On Behalf of | Mar 11, 2024 | Family Law

During a divorce, if parents cannot agree on a custody arrangement themselves, the court may have to rule regarding child custody rights. This could include physical custody – or parenting time – and it could also include legal custody, which revolves around parents making key decisions for their children. 

Both types of custody can be divided by the court, and they do not have to be divided the same way. For instance, one parent could be given visitation options but no decision-making power. 

To divide these parental rights and set up a long-term parenting plan, the court will try to look at what would be in the child’s best interests. The child’s future has to come first. So how does the court make this determination?

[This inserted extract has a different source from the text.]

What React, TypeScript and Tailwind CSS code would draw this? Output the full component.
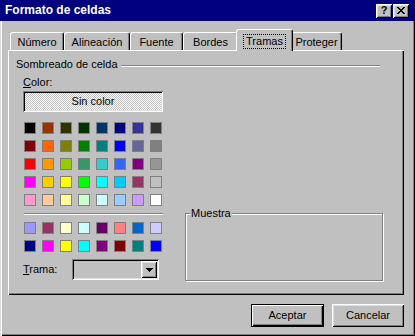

Considering multiple factors

There are many different factors that the court is going to look at before issuing an order, a few of which include the following:

  • The child’s own wishes 
  • The parental roles during the marriage, such as who was the main breadwinner and who was the main caretaker
  • If the child has any health concerns or special needs 
  • The parents’ physical and mental health, as it relates to their ability to care for the child
  • Where each parent lives and what their living situation looks like 
  • Where the child goes to school 
  • What social groups the child is part of, such as sports teams or academic groups

Essentially, the court is just trying to make decisions that will provide some stability for the child, while – in most cases – maintaining a relationship with both parents. This can be a complicated process, so be sure you understand all of your legal options if you’re going through it.